Ingredients

  • 8 1/4 cups water
  • 2/3 cup large (3/4- to 1/4-inch) pearl tapioca (not quick-cooking)
  • 1/2 cup grated or crumbled dark palm sugar (4 oz)*
  • 2 (13- to 14-oz) cans unsweetened coconut milk (do not shake)
  • 2 firm-ripe mangoes (1 1/2 lb total), peeled, pitted, and cut into 1/4-inch pieces
  • 1 lb firm-ripe papaya (preferably red), peeled, seeded, and cut into 1/4-inch pieces
  • 1/2 pineapple, peeled, cored, and cut into 1/4-inch pieces
  • 2 cups shaved ice
  • Garnish: fresh coconut shavings, toasted
  • Special equipment: an ice shaver, preferably manual

Method

  • Bring 8 cups water to a boil in a 2-quart saucepan and add tapioca, stirring constantly.

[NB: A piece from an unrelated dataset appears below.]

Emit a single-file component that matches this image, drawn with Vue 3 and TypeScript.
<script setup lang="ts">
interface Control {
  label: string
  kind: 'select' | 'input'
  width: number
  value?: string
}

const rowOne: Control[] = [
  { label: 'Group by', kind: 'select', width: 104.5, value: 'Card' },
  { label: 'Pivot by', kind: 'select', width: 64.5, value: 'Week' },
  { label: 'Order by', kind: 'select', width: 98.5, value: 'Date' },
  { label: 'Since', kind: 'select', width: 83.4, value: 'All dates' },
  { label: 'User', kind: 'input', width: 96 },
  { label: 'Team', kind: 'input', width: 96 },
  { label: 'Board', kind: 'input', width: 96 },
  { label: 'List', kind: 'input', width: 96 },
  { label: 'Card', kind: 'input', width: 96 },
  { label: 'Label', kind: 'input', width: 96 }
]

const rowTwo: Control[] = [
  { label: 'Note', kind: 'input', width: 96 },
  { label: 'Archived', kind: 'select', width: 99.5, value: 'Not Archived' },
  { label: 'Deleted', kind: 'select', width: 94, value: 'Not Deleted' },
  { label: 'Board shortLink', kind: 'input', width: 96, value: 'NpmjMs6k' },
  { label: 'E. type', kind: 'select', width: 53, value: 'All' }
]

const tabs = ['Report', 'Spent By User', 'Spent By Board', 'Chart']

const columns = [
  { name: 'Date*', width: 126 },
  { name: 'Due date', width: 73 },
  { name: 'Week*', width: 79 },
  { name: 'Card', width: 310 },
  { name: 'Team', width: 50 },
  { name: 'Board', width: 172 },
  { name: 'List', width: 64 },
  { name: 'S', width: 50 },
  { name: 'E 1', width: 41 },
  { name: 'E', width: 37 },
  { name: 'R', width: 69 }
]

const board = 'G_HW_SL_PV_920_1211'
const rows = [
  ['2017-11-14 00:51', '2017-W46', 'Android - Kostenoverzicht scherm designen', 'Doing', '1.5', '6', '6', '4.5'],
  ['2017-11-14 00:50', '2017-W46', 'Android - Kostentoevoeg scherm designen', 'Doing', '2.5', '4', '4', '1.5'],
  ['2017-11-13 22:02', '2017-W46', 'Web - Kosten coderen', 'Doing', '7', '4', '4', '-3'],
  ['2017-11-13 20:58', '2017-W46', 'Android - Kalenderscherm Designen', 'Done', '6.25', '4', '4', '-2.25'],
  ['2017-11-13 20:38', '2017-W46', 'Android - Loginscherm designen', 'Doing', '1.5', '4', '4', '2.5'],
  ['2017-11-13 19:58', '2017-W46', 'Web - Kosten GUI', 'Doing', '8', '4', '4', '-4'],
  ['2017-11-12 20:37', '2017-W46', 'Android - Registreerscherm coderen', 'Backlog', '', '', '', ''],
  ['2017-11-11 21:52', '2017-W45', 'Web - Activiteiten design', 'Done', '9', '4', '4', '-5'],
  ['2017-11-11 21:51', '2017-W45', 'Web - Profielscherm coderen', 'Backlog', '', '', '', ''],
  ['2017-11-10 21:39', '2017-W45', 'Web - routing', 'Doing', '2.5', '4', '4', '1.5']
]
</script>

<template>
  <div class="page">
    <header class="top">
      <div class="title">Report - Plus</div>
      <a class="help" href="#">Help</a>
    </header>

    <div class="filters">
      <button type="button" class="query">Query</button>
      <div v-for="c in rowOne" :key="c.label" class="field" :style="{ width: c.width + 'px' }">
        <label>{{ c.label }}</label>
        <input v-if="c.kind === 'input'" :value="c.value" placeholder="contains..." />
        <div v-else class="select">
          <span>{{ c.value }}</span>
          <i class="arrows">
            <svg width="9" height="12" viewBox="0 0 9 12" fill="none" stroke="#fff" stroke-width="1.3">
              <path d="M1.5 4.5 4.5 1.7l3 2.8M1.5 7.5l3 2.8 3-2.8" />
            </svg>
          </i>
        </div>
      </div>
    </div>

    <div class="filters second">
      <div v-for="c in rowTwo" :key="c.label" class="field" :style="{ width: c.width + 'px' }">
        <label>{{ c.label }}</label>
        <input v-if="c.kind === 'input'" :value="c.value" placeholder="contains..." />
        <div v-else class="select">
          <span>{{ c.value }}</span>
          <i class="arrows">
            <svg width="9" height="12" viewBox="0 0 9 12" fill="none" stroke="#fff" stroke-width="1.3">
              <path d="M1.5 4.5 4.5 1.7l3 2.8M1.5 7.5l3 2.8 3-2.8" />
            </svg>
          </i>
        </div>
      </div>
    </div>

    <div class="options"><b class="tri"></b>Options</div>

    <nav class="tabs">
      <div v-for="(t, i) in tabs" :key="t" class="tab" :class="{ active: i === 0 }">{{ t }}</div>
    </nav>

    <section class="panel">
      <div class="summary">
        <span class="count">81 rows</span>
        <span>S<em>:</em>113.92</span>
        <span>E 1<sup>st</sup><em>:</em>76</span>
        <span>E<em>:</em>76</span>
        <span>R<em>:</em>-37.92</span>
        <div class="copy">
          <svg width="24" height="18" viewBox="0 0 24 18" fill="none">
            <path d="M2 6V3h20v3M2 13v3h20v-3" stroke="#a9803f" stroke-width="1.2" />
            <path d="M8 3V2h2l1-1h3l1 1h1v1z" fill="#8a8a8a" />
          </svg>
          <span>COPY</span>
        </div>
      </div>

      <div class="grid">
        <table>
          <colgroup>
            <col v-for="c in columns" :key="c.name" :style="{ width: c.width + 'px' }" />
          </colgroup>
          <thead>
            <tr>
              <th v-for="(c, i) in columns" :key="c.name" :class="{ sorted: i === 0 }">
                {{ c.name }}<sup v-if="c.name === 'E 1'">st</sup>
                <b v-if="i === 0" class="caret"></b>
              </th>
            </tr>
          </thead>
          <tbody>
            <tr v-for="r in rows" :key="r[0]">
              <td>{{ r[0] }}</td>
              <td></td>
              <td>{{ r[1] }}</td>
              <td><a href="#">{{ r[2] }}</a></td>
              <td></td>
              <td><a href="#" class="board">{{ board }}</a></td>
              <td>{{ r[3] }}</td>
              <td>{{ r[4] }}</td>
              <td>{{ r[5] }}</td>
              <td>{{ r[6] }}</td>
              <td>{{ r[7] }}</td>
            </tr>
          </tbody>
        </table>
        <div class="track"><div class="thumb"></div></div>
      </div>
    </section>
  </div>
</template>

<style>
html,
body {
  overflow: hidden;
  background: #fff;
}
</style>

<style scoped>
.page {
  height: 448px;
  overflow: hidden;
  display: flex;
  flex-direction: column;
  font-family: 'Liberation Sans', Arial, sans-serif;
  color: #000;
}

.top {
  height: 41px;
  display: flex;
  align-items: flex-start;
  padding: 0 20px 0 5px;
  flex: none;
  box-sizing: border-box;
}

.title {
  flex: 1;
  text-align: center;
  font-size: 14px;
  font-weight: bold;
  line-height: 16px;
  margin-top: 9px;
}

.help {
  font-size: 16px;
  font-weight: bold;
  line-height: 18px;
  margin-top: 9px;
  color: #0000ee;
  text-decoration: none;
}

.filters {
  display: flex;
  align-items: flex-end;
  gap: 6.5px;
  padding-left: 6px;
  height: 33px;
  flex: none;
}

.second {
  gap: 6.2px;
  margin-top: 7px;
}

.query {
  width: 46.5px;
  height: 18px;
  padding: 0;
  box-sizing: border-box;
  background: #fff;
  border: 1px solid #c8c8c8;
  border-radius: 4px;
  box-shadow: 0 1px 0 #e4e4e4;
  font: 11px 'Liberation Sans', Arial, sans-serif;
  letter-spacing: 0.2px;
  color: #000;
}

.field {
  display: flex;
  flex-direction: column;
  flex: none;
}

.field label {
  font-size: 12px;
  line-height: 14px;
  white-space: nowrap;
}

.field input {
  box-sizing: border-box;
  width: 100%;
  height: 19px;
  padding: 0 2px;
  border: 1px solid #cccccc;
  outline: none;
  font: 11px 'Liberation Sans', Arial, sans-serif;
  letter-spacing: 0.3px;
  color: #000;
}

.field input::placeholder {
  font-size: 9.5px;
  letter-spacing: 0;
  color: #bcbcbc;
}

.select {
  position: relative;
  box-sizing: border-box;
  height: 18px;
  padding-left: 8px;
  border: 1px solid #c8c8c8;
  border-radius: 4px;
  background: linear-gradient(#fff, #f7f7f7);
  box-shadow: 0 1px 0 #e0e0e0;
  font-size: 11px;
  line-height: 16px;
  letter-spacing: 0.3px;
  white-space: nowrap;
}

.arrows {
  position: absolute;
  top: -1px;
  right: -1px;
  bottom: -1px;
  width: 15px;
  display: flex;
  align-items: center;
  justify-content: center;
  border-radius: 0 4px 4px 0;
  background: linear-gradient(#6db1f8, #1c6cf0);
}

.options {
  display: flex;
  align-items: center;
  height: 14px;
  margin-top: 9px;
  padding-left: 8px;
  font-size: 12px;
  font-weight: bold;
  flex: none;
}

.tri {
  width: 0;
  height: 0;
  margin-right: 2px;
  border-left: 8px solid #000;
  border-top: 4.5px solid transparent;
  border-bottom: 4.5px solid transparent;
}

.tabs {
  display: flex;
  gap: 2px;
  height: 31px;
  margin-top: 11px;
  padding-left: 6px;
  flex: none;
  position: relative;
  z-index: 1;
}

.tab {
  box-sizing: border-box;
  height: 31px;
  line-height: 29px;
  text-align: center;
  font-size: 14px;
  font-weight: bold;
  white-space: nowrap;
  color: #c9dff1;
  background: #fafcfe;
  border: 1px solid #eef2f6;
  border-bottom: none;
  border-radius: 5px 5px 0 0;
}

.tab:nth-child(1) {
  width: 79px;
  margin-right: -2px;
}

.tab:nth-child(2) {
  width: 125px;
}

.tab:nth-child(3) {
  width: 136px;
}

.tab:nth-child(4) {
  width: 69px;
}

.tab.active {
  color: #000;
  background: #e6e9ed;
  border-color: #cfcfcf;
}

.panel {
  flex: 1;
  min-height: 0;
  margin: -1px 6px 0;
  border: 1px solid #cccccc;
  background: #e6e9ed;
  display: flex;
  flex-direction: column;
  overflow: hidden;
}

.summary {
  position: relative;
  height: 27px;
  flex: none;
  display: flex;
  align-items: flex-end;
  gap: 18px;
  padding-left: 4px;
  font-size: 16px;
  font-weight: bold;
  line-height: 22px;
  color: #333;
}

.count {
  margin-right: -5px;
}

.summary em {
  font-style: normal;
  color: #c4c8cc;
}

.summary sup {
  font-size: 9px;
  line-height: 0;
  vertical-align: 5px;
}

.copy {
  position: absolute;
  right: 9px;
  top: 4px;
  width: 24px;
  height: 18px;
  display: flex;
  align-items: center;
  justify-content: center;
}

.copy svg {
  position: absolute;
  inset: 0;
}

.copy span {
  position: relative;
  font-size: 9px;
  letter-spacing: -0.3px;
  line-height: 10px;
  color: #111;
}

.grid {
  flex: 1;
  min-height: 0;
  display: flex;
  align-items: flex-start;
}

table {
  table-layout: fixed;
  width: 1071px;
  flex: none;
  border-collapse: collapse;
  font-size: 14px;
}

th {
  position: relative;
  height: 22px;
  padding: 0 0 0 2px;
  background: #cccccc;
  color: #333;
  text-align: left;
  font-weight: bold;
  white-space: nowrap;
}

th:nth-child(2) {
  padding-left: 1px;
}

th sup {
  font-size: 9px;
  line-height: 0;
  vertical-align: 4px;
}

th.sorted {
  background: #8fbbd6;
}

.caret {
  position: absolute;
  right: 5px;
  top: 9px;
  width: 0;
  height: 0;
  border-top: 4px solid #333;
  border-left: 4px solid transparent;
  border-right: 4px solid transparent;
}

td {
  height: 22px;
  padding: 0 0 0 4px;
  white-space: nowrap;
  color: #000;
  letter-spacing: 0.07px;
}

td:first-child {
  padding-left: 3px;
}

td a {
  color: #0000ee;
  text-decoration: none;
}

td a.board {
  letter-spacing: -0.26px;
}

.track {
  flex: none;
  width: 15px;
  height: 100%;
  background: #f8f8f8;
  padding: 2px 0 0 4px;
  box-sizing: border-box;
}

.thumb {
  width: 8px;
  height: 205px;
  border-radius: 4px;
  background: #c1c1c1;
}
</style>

  • Gently boil, stirring occasionally, until tapioca is almost completely translucent, 40 minutes to 1 1/2 hours, depending on size of tapioca.
  • Remove from heat and let tapioca stand, covered, until completely translucent, 45 minutes to 1 1/2 hours, depending on size.

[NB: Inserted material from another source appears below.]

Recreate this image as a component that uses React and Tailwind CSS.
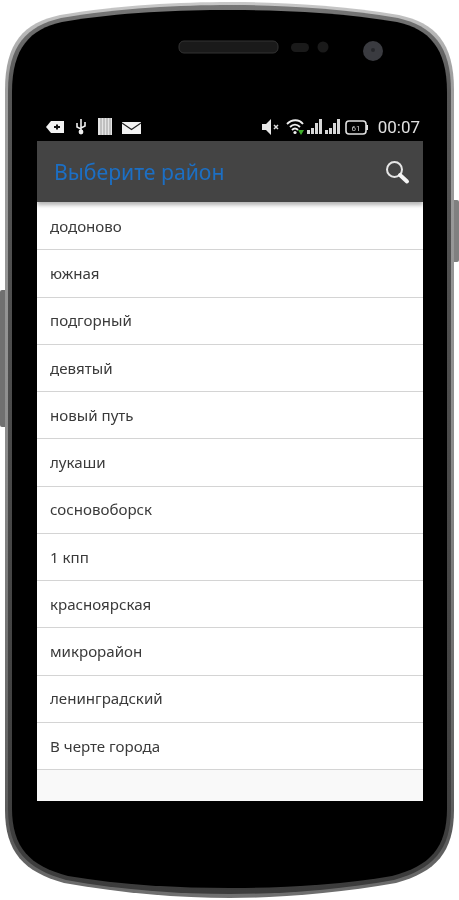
import React from 'react';

const districts = [
  'додоново',
  'южная',
  'подгорный',
  'девятый',
  'новый путь',
  'лукаши',
  'сосновоборск',
  '1 кпп',
  'красноярская',
  'микрорайон',
  'ленинградский',
  'В черте города',
];

function PhoneBody() {
  return (
    <svg className="absolute inset-0 blur-[0.5px]" width="459" height="900" viewBox="0 0 459 900">
      <defs>
        <linearGradient id="edge" x1="0" y1="0" x2="0" y2="1">
          <stop offset="0" stopColor="#c8c8c8" />
          <stop offset="0.08" stopColor="#a0a0a0" />
          <stop offset="0.5" stopColor="#8c8c8c" />
          <stop offset="0.93" stopColor="#5a5a5a" />
          <stop offset="1" stopColor="#707070" />
        </linearGradient>
        <linearGradient id="rim" x1="0" y1="0" x2="0" y2="1">
          <stop offset="0" stopColor="#777777" />
          <stop offset="0.1" stopColor="#555555" />
          <stop offset="1" stopColor="#3c3c3c" />
        </linearGradient>
      </defs>
      <rect x="0" y="290" width="8" height="137" rx="2" fill="#707070" />
      <rect x="451" y="200" width="8" height="62" rx="2" fill="#808080" />
      <path
        d="M5 90 C5 42 24 23 60 15 C120 5 180 2 230 2 C280 2 340 5 399 15 C435 23 454 42 454 90 L454 810 C454 852 436 872 396 883 C340 893 280 898 230 898 C180 898 120 893 64 883 C24 872 5 852 5 810 Z"
        fill="url(#edge)"
      />
      <path
        d="M8 91 C8 45 27 26 61 18 C120 8 180 5 230 5 C280 5 340 8 398 18 C432 26 451 45 451 91 L451 809 C451 850 433 869 394 880 C340 890 280 894 230 894 C180 894 120 890 66 880 C27 869 8 850 8 809 Z"
        fill="url(#rim)"
      />
      <path
        d="M12 92 C12 48 30 29 62 22 C120 12 180 10 230 10 C280 10 340 12 397 22 C429 29 447 48 447 92 L447 808 C447 848 430 866 392 876 C340 885 280 888 230 888 C180 888 120 885 68 876 C30 866 12 848 12 808 Z"
        fill="#000000"
      />
      <rect x="179" y="41" width="99" height="12" rx="5" fill="#1a1a1a" stroke="#333333" />
      <rect x="291" y="43" width="18" height="9" rx="4.5" fill="#1a1a1a" />
      <circle cx="323" cy="47" r="5.5" fill="#1a1a1a" />
      <circle cx="373" cy="51" r="10" fill="#3a3b40" />
      <circle cx="373" cy="50" r="2" fill="#26272b" />
    </svg>
  );
}

function StatusLeftIcons() {
  return (
    <svg width="96" height="18" viewBox="0 0 96 18">
      <path d="M0 9 L5 3 H18 V15 H5 Z" fill="#f2f2f2" />
      <path d="M8 9 H14 M11 6.5 V11.5" stroke="#111111" strokeWidth="2" />
      <path d="M35 1 V13 M31 5 V9 L35 11 M39 4 V8 L35 10" stroke="#eeeeee" strokeWidth="1.6" fill="none" />
      <circle cx="35" cy="14" r="2.4" fill="#eeeeee" />
      <rect x="52" y="0" width="14" height="17" fill="#e4e4e4" />
      <path d="M55 0 V17 M58 0 V17 M61 0 V17 M64 0 V17" stroke="#8a8a8a" strokeWidth="0.8" />
      <rect x="76" y="4" width="19" height="12" fill="#f2f2f2" />
      <path d="M76 5 L85.5 11.5 L95 5" stroke="#222222" strokeWidth="1.2" fill="none" />
    </svg>
  );
}

function StatusRightIcons() {
  return (
    <svg width="106" height="18" viewBox="0 0 106 18">
      <path d="M0 6 H4 L9 1 V17 L4 12 H0 Z" fill="#e8e8e8" />
      <path d="M12 7 L16 11 M16 7 L12 11" stroke="#dddddd" strokeWidth="1.5" />
      <path d="M25 6 C30 1 37 1 41 6 M28 9 C31 6 35 6 38 9 M30 12 C32 10 34 10 36 12" stroke="#eeeeee" strokeWidth="1.9" fill="none" />
      <circle cx="33" cy="14.5" r="1.6" fill="#eeeeee" />
      <path d="M36 12 L42 12 L39 17 Z" fill="#3fae2a" />
      <path d="M45 12 h3 v4 h-3 Z M49 10 h3 v6 h-3 Z M53 5 h3 v11 h-3 Z M57 1 h3 v15 h-3 Z" fill="#d8d8d8" />
      <path d="M63 12 h3 v4 h-3 Z M67 10 h3 v6 h-3 Z M71 5 h3 v11 h-3 Z M75 1 h3 v15 h-3 Z" fill="#d8d8d8" />
      <rect x="84" y="3" width="20" height="13" rx="3" fill="none" stroke="#e0e0e0" strokeWidth="1.6" />
      <rect x="104" y="7" width="2" height="5" fill="#e0e0e0" />
      <text x="94" y="13" textAnchor="middle" fontSize="8" fill="#d0d0d0" fontFamily="Roboto, sans-serif">61</text>
    </svg>
  );
}

function SearchGlyph() {
  return (
    <svg width="26" height="26" viewBox="0 0 26 26">
      <circle cx="10.5" cy="10.5" r="7.5" fill="none" stroke="#e6e6e6" strokeWidth="2" />
      <path d="M16 16 L23 22.5" stroke="#f5f5f5" strokeWidth="4" strokeLinecap="round" />
    </svg>
  );
}

export default function App() {
  return (
    <div className="relative w-[459px] h-[900px] bg-white overflow-hidden font-['Noto_Sans',sans-serif]">
      <PhoneBody />
      <div className="relative ml-[37px] pt-[113px] w-[386px] blur-[0.5px]">
        <div className="flex items-center justify-between h-[28px] bg-black pl-[9px] pr-[3px]">
          <StatusLeftIcons />
          <div className="flex items-center gap-[10px]">
            <StatusRightIcons />
            <span className="text-[17px] leading-none text-[#e0e0e0] font-['Roboto',sans-serif]">00:07</span>
          </div>
        </div>
        <div className="relative z-10 flex items-center justify-between h-[61px] bg-[#444444] pl-[17px] pr-[13px] shadow-[0_3px_4px_rgba(0,0,0,0.3)]">
          <h1 className="text-[21.2px] font-normal text-[#1c6fc4]">Выберите район</h1>
          <SearchGlyph />
        </div>
        <div className="h-[599px] bg-[#f9f9f9]">
          <ul className="bg-white pt-[1px]">
            {districts.map((name) => (
              <li key={name} className="flex items-center h-[47.25px] pl-[13px] border-b border-[#d4d4d4] text-[15.1px] text-[#3a3a3a]">
                {name}
              </li>
            ))}
          </ul>
        </div>
      </div>
    </div>
  );
}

  • While tapioca is standing, bring sugar, a pinch of salt, and remaining 1/4 cup water to a simmer in a small heavy saucepan, stirring until sugar is dissolved.
  • Simmer syrup until slightly thickened, about 5 minutes.
  • Scoop out 3/4 cup (total) of thick layer of coconut cream from tops of cans (reserving remainder for another use) and whisk into syrup until combined well.
  • Chill syrup until cold, about 1 hour.
  • Add 3 cups cold water to translucent tapioca, then drain in a sieve.
  • Transfer tapioca to a large bowl filled halfway with cold water, swirl, and then drain in sieve.
  • (This removes excess starch.)
  • Spoon 3 tablespoons syrup into each of 4 glasses (there will be some left over), then divide fruit and tapioca among them.
  • Top with shaved ice.
  • *Available at Asian markets and Uwajimaya (800-889-1928).